A U.S. court has authorized Nigerian businessman Louis Emovbira Williams to withdraw $21 million from Nigeria’s bank account with JP Morgan. This ruling comes after a long legal battle stemming from a food importation deal that went wrong in 1986, resulting in significant financial losses for Williams.

U.S. District Judge Liman Lewis rejected Nigeria’s request to dismiss Williams’ complaint in August. The businessman claimed he was defrauded of $6.5 million by the Nigerian government and was later tortured by the State Security Service (SSS) when he attempted to recover his funds. After being imprisoned for three years on charges of “economic sabotage,” he received a presidential pardon in 1993 from then-military leader Ibrahim Babangida.
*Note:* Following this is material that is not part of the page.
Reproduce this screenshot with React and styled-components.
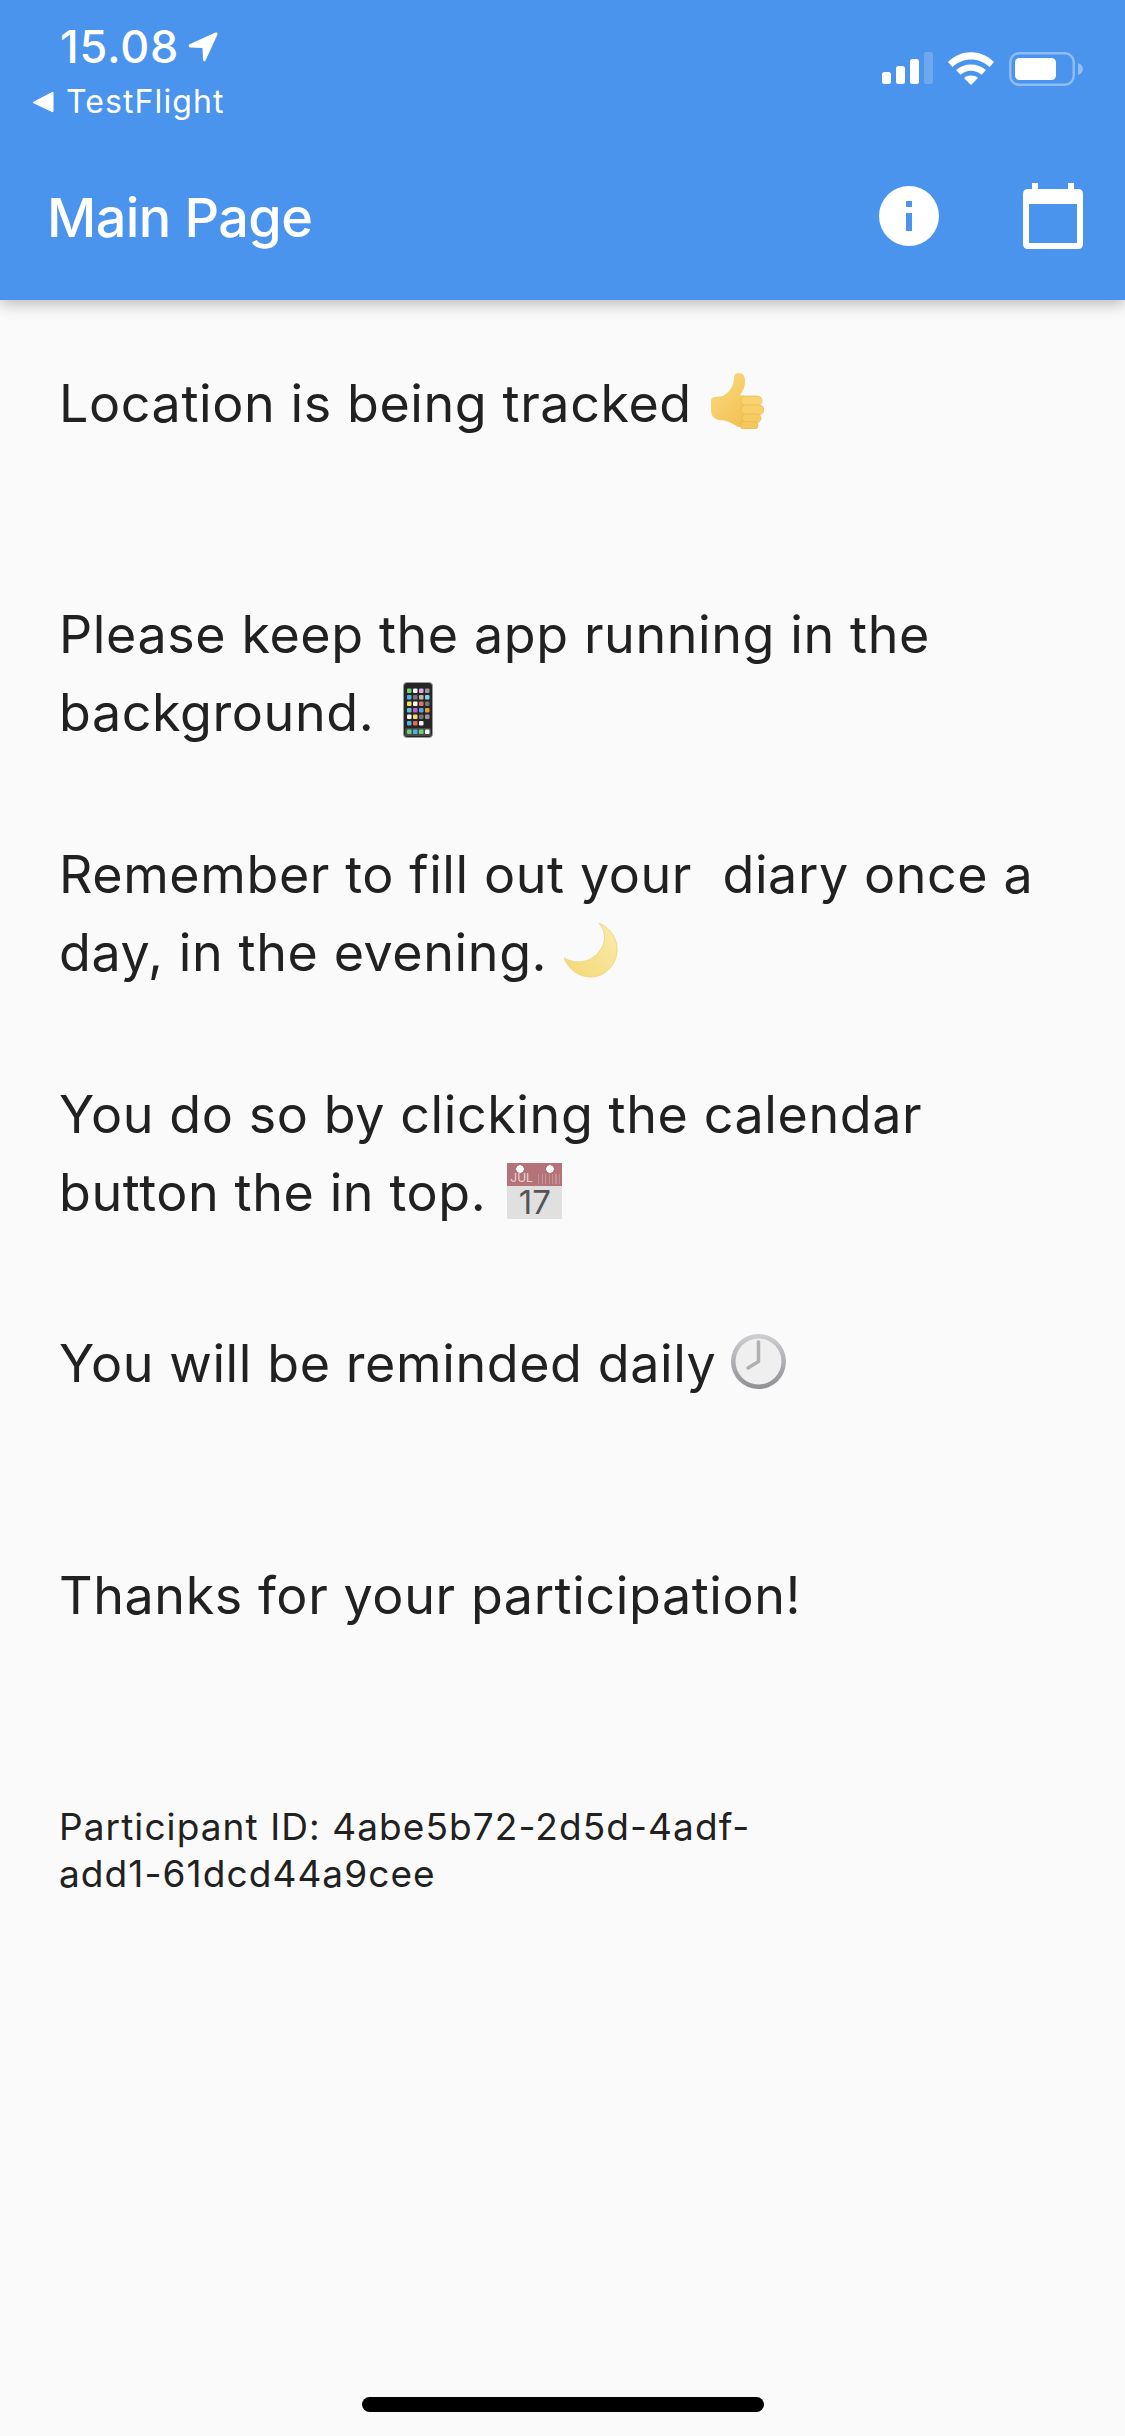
import React from 'react'
import styled, { createGlobalStyle } from 'styled-components'

const GlobalStyle = createGlobalStyle`
  html, body {
    margin: 0;
    padding: 0;
    background: #fafafa;
  }
`

const Page = styled.div`
  position: relative;
  width: 1125px;
  height: 2436px;
  overflow: hidden;
  display: flex;
  flex-direction: column;
  background: #fafafa;
  font-family: Inter, "Liberation Sans", sans-serif;
  color: #212121;
`

const Header = styled.header`
  height: 300px;
  flex: none;
  background: #4a94ed;
  box-shadow: 0 4px 14px rgba(0, 0, 0, 0.26);
  color: #fff;
  display: flex;
  flex-direction: column;
  position: relative;
  z-index: 2;
`

const StatusBar = styled.div`
  height: 132px;
  flex: none;
  display: flex;
  justify-content: space-between;
`

const StatusLeft = styled.div`
  display: flex;
  flex-direction: column;
  padding: 24px 0 0 32px;
`

const TimeRow = styled.div`
  display: flex;
  align-items: center;
  gap: 9px;
  padding-left: 28px;
  height: 46px;
`

const Time = styled.span`
  font-size: 45px;
  font-weight: 500;
  letter-spacing: 0.8px;
  line-height: 46px;
`

const BackRow = styled.div`
  display: flex;
  align-items: center;
  gap: 12px;
  height: 44px;
  margin-top: 10px;
`

const BackLabel = styled.span`
  font-size: 32px;
  letter-spacing: 1.1px;
  line-height: 44px;
`

const StatusRight = styled.div`
  display: flex;
  align-items: flex-start;
  gap: 15px;
  padding: 52px 42px 0 0;
`

const TitleBar = styled.div`
  flex: 1;
  display: flex;
  align-items: center;
  justify-content: space-between;
  padding: 0 42px 0 47px;
`

const Title = styled.h1`
  margin: 0;
  padding-top: 3px;
  font-size: 54px;
  font-weight: 500;
  line-height: 60px;
  letter-spacing: -0.6px;
`

const Actions = styled.div`
  display: flex;
  align-items: center;
  gap: 84px;
`

const Content = styled.main`
  flex: 1;
  display: flex;
  flex-direction: column;
  padding: 0 48px 0 59px;
`

const Message = styled.p`
  margin: ${p => p.$top}px 0 0;
  font-size: 52px;
  line-height: 78px;
  font-weight: 400;
  letter-spacing: 0.6px;
  white-space: pre;
`

const SmallPrint = styled.p`
  margin: ${p => p.$top}px 0 0;
  font-size: 37px;
  line-height: 47px;
  letter-spacing: 1.08px;
  white-space: pre;
`

const Emoji = styled.svg`
  display: inline-block;
  vertical-align: -7px;
  margin-left: ${p => p.$gap}px;
`

const CalendarTile = styled.span`
  display: inline-flex;
  flex-direction: column;
  width: 55px;
  height: 56px;
  margin: 9px 0 0 21px;
  vertical-align: top;
  background: #e0e0e0;
  font-family: Inter, sans-serif;
  letter-spacing: 0;
`

const TileBand = styled.span`
  height: 23px;
  padding: 8px 0 0 3px;
  box-sizing: border-box;
  background-color: #b47378;
  background-image:
    radial-gradient(circle at 13px 6px, #fff 3.5px, transparent 4px),
    radial-gradient(circle at 43px 6px, #fff 3.5px, transparent 4px),
    repeating-linear-gradient(90deg, rgba(255, 255, 255, 0.22) 0 1px, transparent 1px 3.5px);
  background-size: auto, auto, 22px 10px;
  background-position: 0 0, 0 0, 31px 11px;
  background-repeat: no-repeat;
  color: #e9d6d7;
  font-size: 12px;
  line-height: 14px;
`

const TileDay = styled.span`
  flex: 1;
  text-align: center;
  color: #555;
  font-size: 33px;
  line-height: 33px;
`

const HomeIndicator = styled.div`
  position: absolute;
  left: 362px;
  bottom: 24px;
  width: 402px;
  height: 15px;
  border-radius: 8px;
  background: #000;
`

const LocationArrow = () => (
  <svg width="30" height="30" viewBox="0 0 30 30">
    <path d="M1 12.500 L27.500 0.500 Q30 0 29.500 2.500 L17.500 28.500 Q16 30.500 15 28 L14.500 16 L2 15.500 Q0 14.500 1 12.500 Z" fill="#fff" />
  </svg>
)

const BackArrow = () => (
  <svg width="22" height="22" viewBox="0 0 22 22">
    <path d="M1 11 L20 1 Q21.500 0.500 21.500 2 L21.500 20 Q21.500 21.500 20 21 L1 12 Z" fill="#fff" />
  </svg>
)

const Signal = () => (
  <svg width="51" height="33" viewBox="0 0 51 33" fill="#fff">
    <rect x="0" y="20" width="9" height="12" rx="2.500" />
    <rect x="14" y="14" width="9" height="18" rx="2.500" />
    <rect x="28" y="7" width="9" height="25" rx="2.500" />
    <rect x="42" y="0" width="9" height="32" rx="2.500" opacity="0.2" />
  </svg>
)

const Wifi = () => (
  <svg width="46" height="33" viewBox="0 0 46 33" fill="#fff">
    <path d="M0 10 C13 -3 33 -3 46 10 L41.500 15 C31 5 15 5 4.500 15 Z" />
    <path d="M8 18 C16 10.500 30 10.500 38 18 L33.500 22.800 C27 17.500 19 17.500 12.500 22.800 Z" />
    <path d="M16 26 C20 22.800 26 22.800 30 26 L23 33 Z" />
  </svg>
)

const Battery = () => (
  <svg width="74" height="34" viewBox="0 0 74 34">
    <rect x="1.250" y="1.250" width="63.500" height="31.500" rx="9" fill="none" stroke="#fff" strokeOpacity="0.38" strokeWidth="2.500" />
    <rect x="6" y="6" width="41" height="22" rx="4.500" fill="#fff" />
    <path d="M69 11 C72 12 74 14.500 74 17 C74 19.500 72 22 69 23 Z" fill="#fff" fillOpacity="0.4" />
  </svg>
)

const InfoIcon = () => (
  <svg width="60" height="60" viewBox="0 0 60 60">
    <path fillRule="evenodd" d="M30 0 A30 30 0 1 0 30 60 A30 30 0 1 0 30 0 Z M27 15 H33 V21 H27 Z M27 27 H33 V45 H27 Z" fill="#fff" />
  </svg>
)

const CalendarIcon = () => (
  <svg width="60" height="66" viewBox="0 0 60 66">
    <path fillRule="evenodd" d="M9 0 H15 V6 H45 V0 H51 V6 H55 Q60 6 60 11 V61 Q60 66 55 66 H5 Q0 66 0 61 V11 Q0 6 5 6 H9 Z M6 21 V60 H54 V21 Z" fill="#fff" />
  </svg>
)

const ThumbsUp = () => (
  <Emoji width="54" height="56" viewBox="0 0 54 56" $gap={18}>
    <defs>
      <linearGradient id="thumb" x1="0" y1="0" x2="0.700" y2="1">
        <stop offset="0" stopColor="#fbdc80" />
        <stop offset="1" stopColor="#f3c257" />
      </linearGradient>
    </defs>
    <path d="M1 28 Q1 24 5 24 L13 23 C20 19 24 12 24 5 Q24 0 29 0 Q35 0 35 8 C35 14 33 18 30 22 L36 23 L38 52 L28 54 C22 50 16 47 9 47 Q2 46 1 38 Z" fill="url(#thumb)" />
    <rect x="31" y="23" width="21" height="9.500" rx="4.700" fill="#f9d36e" stroke="#eab64e" strokeWidth="0.700" />
    <rect x="31" y="32" width="23" height="9.500" rx="4.700" fill="#f8cf69" stroke="#eab64e" strokeWidth="0.700" />
    <rect x="32" y="41" width="19" height="8.500" rx="4.200" fill="#f7cb62" stroke="#eab64e" strokeWidth="0.700" />
    <rect x="30" y="48.500" width="18" height="7.500" rx="3.700" fill="#f5c65b" stroke="#eab64e" strokeWidth="0.700" />
  </Emoji>
)

const AppTile = ({ x, y, color }) => <rect x={x} y={y} width="4.500" height="4.500" rx="1" fill={color} />

const phoneRows = [
  ['#6fd66b', '#f5f5f5', '#d9a8ec', '#9a9a9a'],
  ['#4cb2ee', '#777', '#c9b69a', '#74d6f0'],
  ['#f3df63', '#f5f5f5', '#e3746a', '#777'],
  ['#58c8d8', '#c85cc8', '#4aa8ee', '#ee9c32'],
  ['#f5f5f5', '#f3df63', '#777', '#9a9a9a'],
  ['#4cb2ee', '#e8665c', '#f5f5f5', null]
]

const Phone = () => (
  <Emoji width="30" height="56" viewBox="0 0 30 56" $gap={29}>
    <rect x="0.500" y="0.500" width="29" height="55" rx="3.500" fill="#262626" stroke="#9a9a9a" />
    {phoneRows.map((row, r) =>
      row.map((color, c) => color && (
        <AppTile key={`${r}-${c}`} x={4 + c * 6} y={6.500 + r * 6.500} color={color} />
      ))
    )}
    <rect x="2" y="46" width="26" height="8" rx="1.500" fill="#4a4a4a" />
    {['#6fd66b', '#4cb2ee', '#6fd66b', '#f5f5f5'].map((color, c) => (
      <AppTile key={c} x={4 + c * 6} y={47.500} color={color} />
    ))}
  </Emoji>
)

const Moon = () => (
  <Emoji width="54" height="55" viewBox="0 0 54 55" $gap={17}>
    <defs>
      <linearGradient id="moon" x1="0.200" y1="0.900" x2="0.900" y2="0.300">
        <stop offset="0" stopColor="#f6da7c" />
        <stop offset="1" stopColor="#f9e8a2" />
      </linearGradient>
    </defs>
    <path d="M35 0 C48 6 54 17 53 29 C51 44 40 54 27 54 C15 54 5 47 0 35 C13 42 26 39 34 30 C42 21 43 10 35 0 Z" fill="url(#moon)" stroke="#ecd07a" strokeWidth="0.800" />
  </Emoji>
)

const ClockEmoji = () => (
  <Emoji width="55" height="55" viewBox="0 0 55 55" $gap={15}>
    <defs>
      <linearGradient id="rim" x1="0" y1="0" x2="0" y2="1">
        <stop offset="0" stopColor="#cfcfd3" />
        <stop offset="1" stopColor="#8f8f94" />
      </linearGradient>
    </defs>
    <circle cx="27.500" cy="27.500" r="27.500" fill="url(#rim)" />
    <circle cx="27.500" cy="27.500" r="23" fill="#efeff0" />
    <path d="M27.500 27.500 V8 M27.500 27.500 L17 34" stroke="#b0b0b4" strokeWidth="3.500" strokeLinecap="round" fill="none" />
  </Emoji>
)

export default function App () {
  return (
    <Page>
      <GlobalStyle />
      <Header>
        <StatusBar>
          <StatusLeft>
            <TimeRow>
              <Time>15.08</Time>
              <LocationArrow />
            </TimeRow>
            <BackRow>
              <BackArrow />
              <BackLabel>TestFlight</BackLabel>
            </BackRow>
          </StatusLeft>
          <StatusRight>
            <Signal />
            <Wifi />
            <Battery />
          </StatusRight>
        </StatusBar>
        <TitleBar>
          <Title>Main Page</Title>
          <Actions>
            <InfoIcon />
            <CalendarIcon />
          </Actions>
        </TitleBar>
      </Header>
      <Content>
        <Message $top={65}>Location is being tracked<ThumbsUp /></Message>
        <Message $top={153}>{'Please keep the app running in the\nbackground.'}<Phone /></Message>
        <Message $top={84}>{'Remember to fill out your  diary once a\nday, in the evening.'}<Moon /></Message>
        <Message $top={84}>
          {'You do so by clicking the calendar\nbutton the in top.'}
          <CalendarTile>
            <TileBand>JUL</TileBand>
            <TileDay>17</TileDay>
          </CalendarTile>
        </Message>
        <Message $top={93}>You will be reminded daily<ClockEmoji /></Message>
        <Message $top={154}>Thanks for your participation!</Message>
        <SmallPrint $top={168}>{'Participant ID: 4abe5b72-2d5d-4adf-\nadd1-61dcd44a9cee'}</SmallPrint>
      </Content>
      <HomeIndicator />
    </Page>
  )
}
Despite a guarantee from the Nigerian government to pay him approximately $6.5 million plus interest, the funds were never disbursed. This led Williams to seek legal recourse, resulting in a UK court ordering Nigeria to compensate him. In 2018, a UK judge allowed the seizure of $21.2 million from Nigeria’s account with JP Morgan.

Williams argued for his right to the funds before the Supreme Court of New York in his recent court proceedings. However, the Central Bank of Nigeria (CBN) sought to move the case to a lower court, claiming sovereign immunity, which protects a state from being sued in foreign courts.

Judge Liman dismissed Nigeria’s sovereignty argument, stating that the country had waived its immunity when it issued the Fidelity Guarantee to Williams in 1993. This guarantee indicated that the Nigerian government could not invoke sovereign immunity against Williams to avoid paying the owed amount.

“Both the Nigerian State and CBN must be deemed to have waived any immunity from levying execution on the amount kept in the name of CBN or the State of Nigeria,” he stated in his ruling. He emphasized that the guarantee allowed Williams to pursue his claims in any court, thus affirming his entitlement to the seized funds.

Despite this setback, the Nigerian government plans to appeal the ruling in the Second Circuit Court of Appeals in New York. This comes after Nigeria lost a similar case in the U.S. Court of Appeals for the District of Columbia, where the court permitted Chinese investors to seize Nigerian assets due to a failed trade agreement.

Williams has expressed that the recovered funds would be used to improve children’s health and education in Nigeria. His case highlights ongoing concerns about Nigeria’s international reputation, as multiple courts in countries like France, the UK, and Canada have also ruled in favour of confiscating Nigerian assets abroad.

As this legal battle continues, it raises questions about the Nigerian government’s handling of international business disputes and its obligations to foreign investors. The outcome of the appeal could set significant precedents for future cases involving sovereign immunity and financial accountability in Nigeria.